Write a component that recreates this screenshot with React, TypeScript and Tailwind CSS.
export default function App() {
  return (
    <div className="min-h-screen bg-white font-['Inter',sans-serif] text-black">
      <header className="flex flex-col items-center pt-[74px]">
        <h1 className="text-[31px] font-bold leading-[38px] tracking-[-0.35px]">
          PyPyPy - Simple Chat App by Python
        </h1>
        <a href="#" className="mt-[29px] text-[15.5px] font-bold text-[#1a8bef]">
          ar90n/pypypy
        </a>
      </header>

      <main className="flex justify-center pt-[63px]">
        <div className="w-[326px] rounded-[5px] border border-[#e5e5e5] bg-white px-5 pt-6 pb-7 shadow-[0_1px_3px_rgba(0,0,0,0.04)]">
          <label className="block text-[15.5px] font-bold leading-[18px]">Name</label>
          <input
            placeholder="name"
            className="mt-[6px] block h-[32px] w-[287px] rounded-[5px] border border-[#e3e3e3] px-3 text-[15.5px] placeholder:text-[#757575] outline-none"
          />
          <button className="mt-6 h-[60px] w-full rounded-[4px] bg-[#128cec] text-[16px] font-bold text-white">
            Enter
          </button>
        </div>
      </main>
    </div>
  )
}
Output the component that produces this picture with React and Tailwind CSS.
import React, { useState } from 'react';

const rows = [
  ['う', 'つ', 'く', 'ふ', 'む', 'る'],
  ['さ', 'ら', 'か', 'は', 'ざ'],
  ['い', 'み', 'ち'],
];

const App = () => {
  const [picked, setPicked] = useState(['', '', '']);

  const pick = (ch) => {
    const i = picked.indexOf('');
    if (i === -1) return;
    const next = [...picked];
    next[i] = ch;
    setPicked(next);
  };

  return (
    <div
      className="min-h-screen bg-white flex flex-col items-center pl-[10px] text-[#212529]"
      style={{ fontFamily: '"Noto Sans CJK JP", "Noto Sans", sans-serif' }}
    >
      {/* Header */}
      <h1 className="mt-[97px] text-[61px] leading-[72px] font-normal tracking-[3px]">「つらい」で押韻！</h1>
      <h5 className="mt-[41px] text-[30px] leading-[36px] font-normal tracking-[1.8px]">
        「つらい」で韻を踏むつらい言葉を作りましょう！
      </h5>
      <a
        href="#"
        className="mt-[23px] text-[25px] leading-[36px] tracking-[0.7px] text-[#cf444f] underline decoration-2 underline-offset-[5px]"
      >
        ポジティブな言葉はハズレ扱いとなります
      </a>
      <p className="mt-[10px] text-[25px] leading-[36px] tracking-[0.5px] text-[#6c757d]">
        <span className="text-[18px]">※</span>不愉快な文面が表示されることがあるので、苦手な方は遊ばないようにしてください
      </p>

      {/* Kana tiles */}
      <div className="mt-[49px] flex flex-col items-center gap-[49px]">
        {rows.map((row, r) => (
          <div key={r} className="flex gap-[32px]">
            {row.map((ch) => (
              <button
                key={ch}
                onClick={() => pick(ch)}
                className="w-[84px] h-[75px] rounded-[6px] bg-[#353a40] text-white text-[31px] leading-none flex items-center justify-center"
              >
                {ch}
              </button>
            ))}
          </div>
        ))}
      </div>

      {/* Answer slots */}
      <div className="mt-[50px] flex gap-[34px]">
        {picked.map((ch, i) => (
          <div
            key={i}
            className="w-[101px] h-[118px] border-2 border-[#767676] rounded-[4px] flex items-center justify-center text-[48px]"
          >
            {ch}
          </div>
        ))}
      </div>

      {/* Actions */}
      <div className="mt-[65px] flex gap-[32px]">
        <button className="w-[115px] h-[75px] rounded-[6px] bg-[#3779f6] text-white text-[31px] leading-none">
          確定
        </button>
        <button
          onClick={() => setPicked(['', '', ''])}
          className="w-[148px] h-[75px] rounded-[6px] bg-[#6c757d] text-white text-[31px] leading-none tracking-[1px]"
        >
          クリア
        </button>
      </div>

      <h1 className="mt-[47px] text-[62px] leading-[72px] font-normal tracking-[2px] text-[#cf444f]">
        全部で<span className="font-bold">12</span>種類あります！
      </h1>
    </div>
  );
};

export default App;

+ + + + +

**Goal**
Check each line of these records for the string "that" and state only how many lines have it.

**The solution**
2